The National Association of Home Builders (NAHB) announced a new framework for housing finance system reform designed to transition Fannie Mae and Freddie Mac to a new mortgage securitization system for single-family and multifamily conventional mortgages.

“Our plan seeks to overhaul the housing finance system to ensure that housing credit is available and affordable in the future and is delivered through a competitive, efficient, sound, safe and stable system,” says NAHB chairman Barry Rutenberg, a home builder from Gainesville, Fla.

According to the NAHB, replacing Fannie Mae and Freddie Mac with a new securitization system for conventional mortgages backed by private capital and a privately funded federal mortgage-backed securities fund must be done in an orderly fashion over time. During this phase-in period, Fannie Mae and Freddie Mac would remain operational until the alternative system is fully functioning.

Under this scenario, Fannie Mae and Freddie Mac would be gradually replaced by private housing finance entities (HFEs) that would be chartered to purchase single-family and multifamily mortgages from loan originators and package the loans into securities for sale to investors worldwide, reports the NAHB, adding the federal government would guarantee the securities, not the mortgages.

The HFEs would only purchase mortgages that are well understood and have reasonable risk characteristics, such as standard 30-year fixed-rate loans. The HFEs would operate under the oversight of a strong independent regulatory agency to ensure all aspects of safety and soundness. NAHB believes the 12 regional Federal Home Loan Banks could serve as HFEs.

Federal support to the conventional mortgage of the future would consist of a privately funded insurance fund where the government would guarantee its solvency in a manner similar to the Federal Deposit Insurance Corporation’s backing of the fund that insures savings deposits.

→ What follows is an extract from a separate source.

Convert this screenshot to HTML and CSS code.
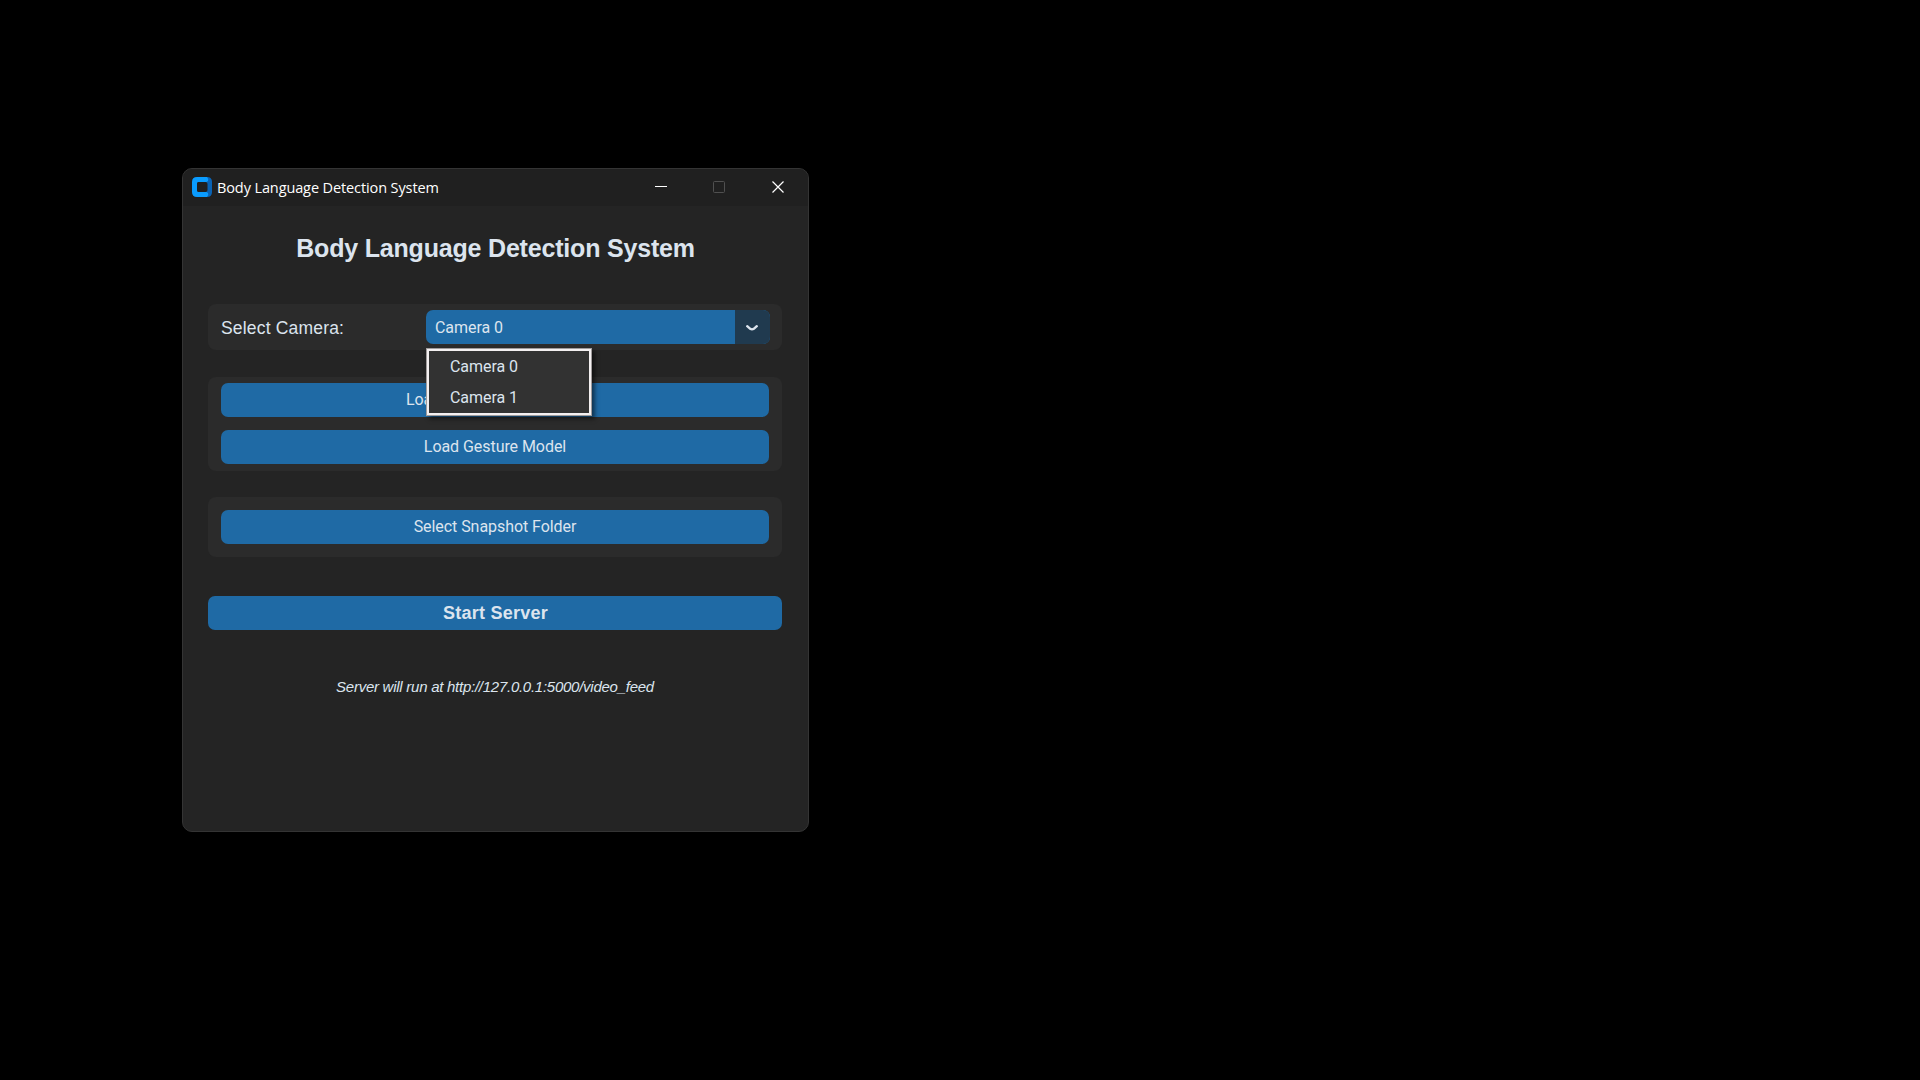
FILE: index.html
```html
<!DOCTYPE html>
<html lang="en">
<head>
<meta charset="utf-8">
<title>Body Language Detection System</title>
<link rel="stylesheet" href="styles.css">
</head>
<body>
<main class="window">
  <header class="titlebar">
    <svg class="app-icon" width="20" height="20" viewBox="0 0 20 20">
      <path fill="#0a63b4" d="M12 0H15Q20 0 20 5V15Q20 20 15 20H12Z"/>
      <path fill="#0a9cff" d="M5 0H15Q17 2 16 4L14.500 5H7Q5 5 5 7V13Q5 15 7 15H14.500L16 16Q17 18 15 20H5Q0 20 0 15V5Q0 0 5 0Z"/>
      <rect x="5" y="5" width="10.500" height="10" rx="2" fill="#202020"/>
    </svg>
    <span class="caption">Body Language Detection System</span>
    <div class="controls">
      <span class="control"><svg width="12" height="12"><path d="M0 5.500H12" stroke="#fff"/></svg></span>
      <span class="control"><svg width="12" height="12"><rect x=".5" y=".5" width="11" height="11" rx="1" fill="none" stroke="#505050"/></svg></span>
      <span class="control"><svg width="12" height="12"><path d="M.5.5l11 11M11.500.5l-11 11" stroke="#fff" stroke-width="1.200"/></svg></span>
    </div>
  </header>
  <div class="content">
    <h1 class="heading">Body Language Detection System</h1>
    <section class="panel camera-panel">
      <span class="label">Select Camera:</span>
      <div class="select">
        <span class="value">Camera 0</span>
        <span class="arrow"><svg width="14" height="8" viewBox="0 0 14 8"><path d="M2.200 2.200L5.200 4.800Q7 6 8.800 4.800L11.800 2.200" fill="none" stroke="#dce4ee" stroke-width="2.400" stroke-linecap="round"/></svg></span>
        <ul class="menu">
          <li class="option">Camera 0</li>
          <li class="option">Camera 1</li>
        </ul>
      </div>
    </section>
    <section class="panel model-panel">
      <button class="button covered">Loa</button>
      <button class="button">Load Gesture Model</button>
    </section>
    <section class="panel folder-panel">
      <button class="button">Select Snapshot Folder</button>
    </section>
    <button class="button start">Start Server</button>
    <p class="note">Server will run at http://127.0.0.1:5000/video_feed</p>
  </div>
</main>
</body>
</html>
```
FILE: styles.css
```css
* { box-sizing: border-box; }
body { margin: 0; height: 1080px; overflow: hidden; background: #000; padding: 168px 0 0 182px; }
.window { width: 627px; height: 664px; border: 1px solid #343434; border-radius: 10px; background: #242424; overflow: hidden; }
.titlebar { display: flex; align-items: center; height: 37px; padding: 0 1px 1px 9px; background: #202020; }
.app-icon { flex: none; }
.caption { margin-left: 5px; padding-top: 2px; font: 14.500px/20px "Open Sans", "Noto Sans", sans-serif; color: #fff; letter-spacing: -0.110px; white-space: nowrap; }
.controls { display: flex; margin-left: auto; }
.control { display: flex; width: 58.500px; justify-content: center; }
.content { display: flex; flex-direction: column; padding: 0 26px 0 25px; }
.heading { margin: 26px 0 0; padding-left: 1px; height: 72px; font: bold 25px/32px "Liberation Sans", Arial, sans-serif; letter-spacing: -0.190px; color: #dce4ee; text-align: center; white-space: nowrap; }
.panel { border-radius: 8px; background: #2b2b2b; }
.camera-panel { display: flex; height: 46px; padding: 6px 12px 6px 13px; justify-content: space-between; }
.label { font: 17.500px/36px "Liberation Sans", Arial, sans-serif; letter-spacing: 0.180px; color: #dce4ee; }
.select { position: relative; display: flex; width: 344px; height: 34px; border-radius: 7px; background: #1f6aa5; font: 16px/34px Roboto, sans-serif; letter-spacing: -0.060px; color: #dce4ee; }
.value { flex: 1; padding-left: 9px; line-height: 36px; }
.arrow { display: flex; width: 35px; padding: 2px 1px 0 0; align-items: center; justify-content: center; border-radius: 0 7px 7px 0; background: #203a4f; }
.menu { position: absolute; top: 38px; left: 0; width: 166px; height: 68px; margin: 0; padding: 0 0 0 23px; list-style: none; border: 1px solid #a09c9c; box-shadow: inset 0 0 0 2px #f3eff0, 3px 3px 4px rgba(0, 0, 0, .5); background: #323232; }
.option { height: 31px; line-height: 31px; }
.option:first-child { margin-top: 2px; }
.model-panel { display: flex; flex-direction: column; gap: 13px; height: 94px; margin-top: 27px; padding: 6px 13px; }
.folder-panel { display: flex; flex-direction: column; height: 60px; margin-top: 26px; padding: 13px; }
.button { height: 34px; flex: none; margin: 0; padding: 0; border: 0; border-radius: 7px; background: #1f6aa5; color: #dce4ee; font: 16px/34px Roboto, sans-serif; letter-spacing: -0.060px; }
.covered { padding-left: 185px; text-align: left; }
.start { padding-left: 1px; margin-top: 39px; font: bold 18px/34px "Liberation Sans", Arial, sans-serif; letter-spacing: 0.250px; }
.note { margin: 47px 0 0; font: italic 15px/20px "Liberation Sans", Arial, sans-serif; letter-spacing: -0.260px; color: #dce4ee; text-align: center; }
```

NAHB’s housing finance reform blueprint also proposes to:

• Restart a carefully regulated fully private mortgage-backed securities system;

• Continue the role of the federal government housing agencies;

• Enhance the position of state and local housing finance agencies (HFAs) as a source of housing funds;

• Expand the role of the Federal Home Loan Banks (FHLBanks) in the housing finance system; and

• Repair flaws that produced the housing boom and bust.

The full white paper can be viewed on the NAHB’s website.



  1. I don’t know folks. Sounds like the “roles” will continue, and the guarantees will continue, and FDR is back! Plenty of protection for the homeowners and much that home-builders will like, but what we don’t see here are protections for the lenders and their profits. Easy credit, whether only to good credit homeowners or not, is easy credit, and that’s often a dangerous thing.

    When are we going to use arms-length transactions, discontinue subsidies and guarantees, shorten terms (kill 30 year mortgages), require substantial down payments, and employ floating interest rates? These are the things that will ensure the health of the banks and securities based on mortgages and take the taxpayer off the hook. The suggestions are one sided in this NAHB offering, and therefore a dangerous, short-term attempt to fix things.

    America’s home-building industry – too big to fail? How are the new (prop up F&F) financing regulations working out for you? Out of the woods yet? No? Had we truncated Fannie and her husband, we’d be over the hump by now instead of shoving trillions more their way in their unstoppable feeding frenzy.

    Occupy personal responsibility for a change, for a generation, and solidify our economy for the long-term!